If given this precise language directly from 242, combined with the following statements:
"The British UN Ambassador at the time (Nov. 22,1967), Lord Caradon, who introduced the resolution to the Council, has stated that:
It would have been wrong to demand that Israel return to its positions of June 4, 1967, because those positions were undesirable and artificial. After all, they were just the places where the soldiers of each side happened to be on the day the fighting stopped in 1948. They were just armistice lines. That's why we didn't demand that the Israelis return to them. (2)
The United States' UN Ambassador at the time, former Supreme Court Justice Arthur Goldberg, has stated that:
The notable omissions - which were not accidental - in regard to withdrawal are the words "the" or "all" and the "June 5, 1967 lines" ... the resolution speaks of withdrawal from occupied territories without defining the extent of withdrawal. [This would encompass] less than a complete withdrawal of Israeli forces from occupied territory, inasmuch as Israel's prior frontiers had proved to be notably Insecure."(2)
So, with the world stage looking on, the Palestinian leader took the opportunity to once again lay claim to all the land the Arabs (not Palestinians) lost to Israel in the 1967 6-day war, including east Jerusalem. Abbas said, " It is time our people, after many decades of suffering and dispossessions, to enjoy living in freedom on their own land. The boundaries of a future Palestinian state should be those that existed before the 1967 war." This of course means east Jerusalem, the West Bank and Gaza. Of course as I have previously pointed out, this is contrary to established international law. Did President Bush use this as an opportunity to clarify the truth?
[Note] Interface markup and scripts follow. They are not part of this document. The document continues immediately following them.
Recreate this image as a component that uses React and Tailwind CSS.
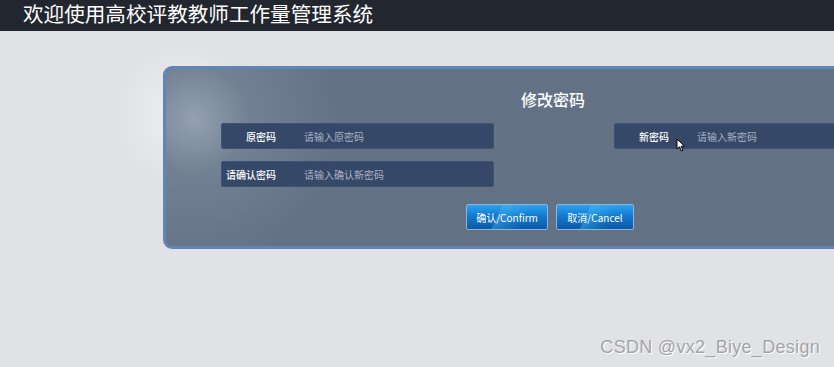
import React from "react";

function Field({ label, placeholder }) {
  return (
    <div className="flex items-center h-[26px] w-[273px] bg-[#364867] rounded-[2px] border border-[#3f5273]">
      <div className="w-[54px] text-right text-[10px] font-medium text-white">{label}</div>
      <div className="ml-[28px] text-[10px] text-[#a8b2c2]">{placeholder}</div>
    </div>
  );
}

function Cursor() {
  return (
    <svg className="absolute left-[676px] top-[138px]" width="10" height="14" viewBox="0 0 10 14">
      <path d="M1 1 L1 11 L3.5 8.8 L5.5 13 L7 12.3 L5.1 8.2 L8.5 8.2 Z" fill="#fff" stroke="#000" strokeWidth="1" />
    </svg>
  );
}

const btnBg =
  "linear-gradient(115deg, rgba(255,255,255,0) 38%, rgba(80,200,255,0.35) 40%, rgba(80,200,255,0) 70%), linear-gradient(180deg, #2aa3f0 0%, #1479d0 45%, #0b5aa6 100%)";

export default function App() {
  return (
    <div
      className="relative w-[834px] h-[367px] overflow-hidden bg-[#e1e2e6]"
      style={{
        fontFamily: '"Noto Sans CJK SC", "Liberation Sans", sans-serif',
        backgroundImage: "radial-gradient(circle at 185px 115px, rgba(238,239,242,1) 0px, rgba(225,226,230,0) 70px)",
      }}
    >
      <div className="h-[31px] bg-[#22262e] flex items-start pl-[23px]">
        <h1 className="text-[20.6px] leading-[27px] text-white whitespace-nowrap">欢迎使用高校评教教师工作量管理系统</h1>
      </div>

      <div className="pt-[35px] pl-[163px]">
        <div
          className="w-[780px] h-[183px] rounded-[9px] border-[3px] border-[#6285b6] bg-[#627184] pt-[17px]"
          style={{
            backgroundImage:
              "radial-gradient(circle at 28px 50px, rgba(190,200,214,0.55) 0px, rgba(150,163,180,0.3) 55px, rgba(98,113,132,0) 150px)",
          }}
        >
          <div className="text-center text-[16px] leading-[26px] text-white font-medium">修改密码</div>
          <div className="mt-[11px] px-[55px] flex justify-between">
            <div className="flex flex-col gap-[12px]">
              <Field label="原密码" placeholder="请输入原密码" />
              <Field label="请确认密码" placeholder="请输入确认新密码" />
            </div>
            <div className="mr-[-2px]">
              <Field label="新密码" placeholder="请输入新密码" />
            </div>
          </div>
          <div className="mt-[17px] flex justify-center gap-[8px] pr-[6px]">
            <button
              className="w-[82px] h-[26px] text-[10px] text-white border border-[#8fb3da] rounded-[2px]"
              style={{ backgroundImage: btnBg }}
            >
              确认/Confirm
            </button>
            <button
              className="w-[78px] h-[26px] text-[10px] text-white border border-[#8fb3da] rounded-[2px]"
              style={{ backgroundImage: btnBg }}
            >
              取消/Cancel
            </button>
          </div>
        </div>
      </div>

      <Cursor />

      <div
        className="absolute right-[14px] top-[334px] text-[18px] tracking-[0.3px] text-[#a3a4a8]"
        style={{ fontFamily: '"Liberation Sans", sans-serif', textShadow: "1px 1px 0 #ffffff" }}
      >
        CSDN @vx2_Biye_Design
      </div>
    </div>
  );
}
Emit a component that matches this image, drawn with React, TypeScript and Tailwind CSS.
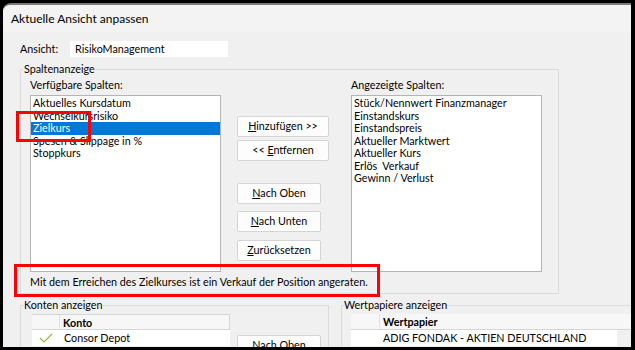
import React from "react"

const available = ["Aktuelles Kursdatum", "Wechselkursrisiko", "Zielkurs", "Spesen & Slippage in %", "Stoppkurs"]
const shown = [
  "Stück/Nennwert Finanzmanager",
  "Einstandskurs",
  "Einstandspreis",
  "Aktueller Marktwert",
  "Aktueller Kurs",
  "Erlös  Verkauf",
  "Gewinn / Verlust",
]

function ListBox({ items, selected }: { items: string[]; selected?: number }) {
  return (
    <div className="w-[191px] h-[177px] bg-white border border-[#b4b4b4] pt-[1px]">
      {items.map((it, i) => (
        <div
          key={it}
          className={`h-[12.5px] leading-[12.5px] px-[2px] whitespace-pre ${i === selected ? "bg-[#0078d7] text-white" : ""}`}
        >
          {it}
        </div>
      ))}
    </div>
  )
}

function Btn({ children, w = "w-[84px]", mt }: { children: React.ReactNode; w?: string; mt: string }) {
  return (
    <div className={`${w} ${mt} h-[21px] bg-[#fdfdfd] border border-[#d4d4d4] rounded-[2px] flex items-center justify-center`}>
      {children}
    </div>
  )
}

export default function App() {
  return (
    <div className="w-[635px] h-[350px] bg-black pt-[3px] pl-[3px] font-['Lato',sans-serif] text-[10.75px] text-black">
      <div className="w-[628px] h-[344px] bg-[#f0f0f0] rounded-tl-[8px] border-t-2 border-[#7a7a7a] overflow-hidden">
        {/* Title */}
        <div className="h-[27px] bg-[#f3f3f3] flex items-center pl-[8px] pt-[1px] text-[12px]">Aktuelle Ansicht anpassen</div>

        {/* Ansicht */}
        <div className="flex items-center mt-[9px] pl-[17px] h-[16px]">
          <span className="w-[50px]">Ansicht:</span>
          <div className="w-[158px] h-[16px] bg-white pl-[5px] leading-[16px]">RisikoManagement</div>
        </div>

        {/* Spaltenanzeige */}
        <fieldset className="ml-[17px] mt-[4px] w-[539px] border border-[#dcdcdc]">
          <legend className="ml-[2px] px-[1px] leading-[16px]">Spaltenanzeige</legend>
          <div className="pl-[9px] pb-[4px]">
            <div className="flex mt-[1px] leading-[14px]">
              <span className="w-[321px]">Verfügbare Spalten:</span>
              <span>Angezeigte Spalten:</span>
            </div>
            <div className="flex mt-[3px]">
              <ListBox items={available} selected={2} />
              <div className="ml-[16px] w-[92px] flex flex-col">
                <Btn w="w-[92px]" mt="mt-[21px]">
                  <span><u>H</u>inzufügen &gt;&gt;</span>
                </Btn>
                <Btn w="w-[92px]" mt="mt-[3px]">
                  <span>&lt;&lt; <u>E</u>ntfernen</span>
                </Btn>
                <Btn mt="mt-[22px]">
                  <span><u>N</u>ach Oben</span>
                </Btn>
                <Btn mt="mt-[7px]">
                  <span><u>N</u>ach Unten</span>
                </Btn>
                <Btn mt="mt-[8px]">
                  <span><u>Z</u>urücksetzen</span>
                </Btn>
              </div>
              <div className="ml-[22px]">
                <ListBox items={shown} />
              </div>
            </div>
            <div className="mt-[3px] leading-[14px]">
              Mit dem Erreichen des Zielkurses ist ein Verkauf der Position angeraten.
            </div>
          </div>
        </fieldset>

        {/* Bottom groups */}
        <div className="flex mt-[3px] ml-[17px]">
          <fieldset className="w-[309px] h-[60px] border border-[#dcdcdc] shrink-0">
            <legend className="ml-[3px] leading-[16px]">Konten anzeigen</legend>
            <div className="flex pl-[11px] mt-[1px]">
              <div className="w-[198px]">
                <div className="flex h-[16px] bg-[#f7f7f7] border-t border-r border-b border-[#d5d5d5]">
                  <div className="w-[28px] border-r border-[#e2e2e2]" />
                  <div className="pl-[3px] font-bold leading-[15px]">Konto</div>
                </div>
                <div className="flex h-[16px] bg-white items-center">
                  <div className="w-[28px] flex justify-center">
                    <svg width="14" height="10" viewBox="0 0 14 10">
                      <path d="M1 5 L5 9 L13 1" fill="none" stroke="#8cbf3f" strokeWidth="1.2" />
                    </svg>
                  </div>
                  <div className="pl-[4px]">Consor Depot</div>
                </div>
              </div>
              <Btn mt="mt-[21px] ml-[7px]">
                <span><u>N</u>ach Oben</span>
              </Btn>
            </div>
          </fieldset>
          <fieldset className="ml-[12px] w-[320px] h-[60px] border border-[#dcdcdc] shrink-0">
            <legend className="ml-[2px] leading-[16px]">Wertpapiere anzeigen</legend>
            <div className="pl-[9px] mt-[1px]">
              <div className="flex h-[16px] bg-[#f7f7f7] border-b border-[#d5d5d5]">
                <div className="w-[29px] border-r border-[#e2e2e2]" />
                <div className="pl-[3px] font-bold leading-[15px]">Wertpapier</div>
              </div>
              <div className="flex h-[16px] w-[266px] bg-white items-center">
                <div className="w-[29px]" />
                <div className="pl-[3px]">ADIG FONDAK - AKTIEN DEUTSCHLAND</div>
              </div>
            </div>
          </fieldset>
        </div>
      </div>

      {/* annotation boxes */}
      <div className="absolute left-[16px] top-[111px] w-[75px] h-[31px] border-[3px] border-[#ff0000]" />
      <div className="absolute left-[14px] top-[264px] w-[366px] h-[33px] border-[3px] border-[#ff0000]" />
    </div>
  )
}
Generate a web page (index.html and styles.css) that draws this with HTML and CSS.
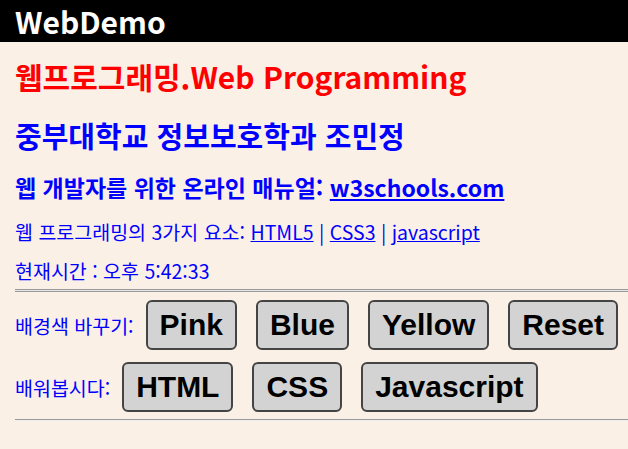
FILE: index.html
```html
<!DOCTYPE html>
<html lang="ko">
<head>
<meta charset="utf-8">
<title>WebDemo</title>
<link rel="stylesheet" href="styles.css">
</head>
<body>
<header class="topbar"><span class="brand">WebDemo</span></header>
<main class="content">
  <h1 class="title">웹프로그래밍.Web Programming</h1>
  <h2 class="subtitle">중부대학교 정보보호학과 조민정</h2>
  <h3 class="manual">웹 개발자를 위한 온라인 매뉴얼: <a href="#">w3schools.com</a></h3>
  <p class="line">웹 프로그래밍의 3가지 요소: <a href="#">HTML5</a> | <a href="#">CSS3</a> | <a href="#">javascript</a></p>
  <p class="line">현재시간 : 오후 5:42:33</p>
  <hr class="rule rule-top">
  <div class="row row-first">
    <span class="label">배경색 바꾸기:</span>
    <button class="btn">Pink</button>
    <button class="btn">Blue</button>
    <button class="btn">Yellow</button>
    <button class="btn">Reset</button>
  </div>
  <div class="row row-second">
    <span class="label">배워봅시다:</span>
    <button class="btn">HTML</button>
    <button class="btn">CSS</button>
    <button class="btn">Javascript</button>
  </div>
  <hr class="rule rule-bottom">
</main>
</body>
</html>
```
FILE: styles.css
```css
html, body {
  margin: 0;
  padding: 0;
  background: #faf0e6;
}
body {
  font-family: "Noto Sans CJK KR", "Noto Sans", sans-serif;
  color: #0000ff;
  overflow: hidden;
}
.topbar {
  background: #000;
  height: 42px;
  display: flex;
  align-items: center;
  padding-left: 15px;
}
.brand {
  color: #fff;
  font-weight: 700;
  font-size: 30px;
  line-height: 42px;
}
.content {
  padding-left: 15px;
}
.title {
  margin: 14px 0 0;
  color: #ff0000;
  font-size: 30px;
  line-height: 40px;
  font-weight: 700;
}
.subtitle {
  margin: 20px 0 0;
  font-size: 29px;
  line-height: 38px;
  font-weight: 700;
}
.manual {
  margin: 18px 0 0;
  font-size: 23px;
  line-height: 31px;
  font-weight: 700;
}
.line {
  margin: 15px 0 0;
  font-size: 19.5px;
  line-height: 27px;
}
.line + .line {
  margin-top: 12px;
}
a {
  color: #0000ff;
}
.rule {
  margin: 0;
  border: 0;
  height: 0;
}
.rule-top {
  margin-top: 5px;
  border-top: 1px solid #9a9a9a;
  border-bottom: 1px solid #9a9a9a;
  height: 1px;
  background: #e6e6e6;
}
.rule-bottom {
  margin-top: 7px;
  border-top: 1px solid #9a9a9a;
  border-bottom: 1px solid #eeeeee;
}
.row {
  display: flex;
  align-items: center;
  gap: 19px;
}
.row-first {
  margin-top: 8px;
}
.row-second {
  margin-top: 12px;
}
.label {
  font-size: 19.5px;
  margin-right: -7px;
}
.btn {
  font-family: "Liberation Sans", Arial, sans-serif;
  font-weight: 700;
  font-size: 30px;
  color: #000;
  background: #d3d3d3;
  border: 2px solid #444;
  border-radius: 6px;
  height: 50px;
  padding: 0 12px;
  margin: 0;
}
```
No, rather he said, "Israel needed Palestinian consent to retain land the Arabs lost 38 years ago." Mr. Bush further exacerbated this discussion of territorial integrity by with holding previous support he gave PM Sharon. Let us remember that last year President Bush indicated to a visiting Ariel Sharon that Israel could retain large settlements on the West Bank near Jerusalem.
Understandably Israeli officials became alarmed with what was being said in Washington D.C. on May 27; not to worry, a senior administration official (who refused to be identified) said that President Bush stood by past statements supporting claims to the settlements. Am I the only one confused at this point?
Finally, the confusion reaches an all time high when the discussion of borders is provided. Mr. Bush said explicitly that "any final status agreement must be reached between the two parties, and changes to the 1949 armistice lines must be mutually agreed to." This statement was aimed at assuaging Palestinian concern over his letter to Sharon last year, in which he stated that "in light of new realities on the ground, including already existing major Israeli population centers, it is unrealistic to expect that the outcome of final status negotiations will be a full and complete return to the armistice lines of 1949." So Mr. President what is it? You have now publicly introduced the notion of the 1949 armistice lines as the bargaining point of departure. This comment is now "on the table". I guarantee that the PA will use this statement as the basis for negotiation. Mind you, Mr. Bush did not clarify the difference between armistice lines and borders. Nor did he offer historical context, as did Lord Caradon with respect to the artificial nature of these lines. Nor did Mr. Bush say that consistent with the agreed upon international legal UN 242, all of these lands are subject to negotiation and both parties, Israel and the PA have rights to these disputed territories. This is the truth.
I predict that we will see, in the media, yet another distortion. It will read something like this: "President Bush says that Israel must now retreat back to the 1949 borders and thus evacuate all of the West Bank." Note the use of one word, "borders". Although Mr. Bush did not actually use the word border, remember he used boundaries, nonetheless, the PA spokes people will make a one-word change that gives tacit approval for future discussions. The new mantra will be, "The 1949 border or nothing at all."
Yes, words do have meaning and unless we are clear, unless we hold people accountable to their proper use, the lives of millions of people are at stake. President Bush, have you so soon forgotten the impact of the Newsweek story?
1. Israel Ministry of Foreign Affairs, "UN Security Council Resolution 242," IMFA website.
2. "What was UN 242," reported on Palestine Facts website.
3. Eldar,Akiva et al "US: Our Position towards Israel is unchanged," Haaretz, May 28, 2005.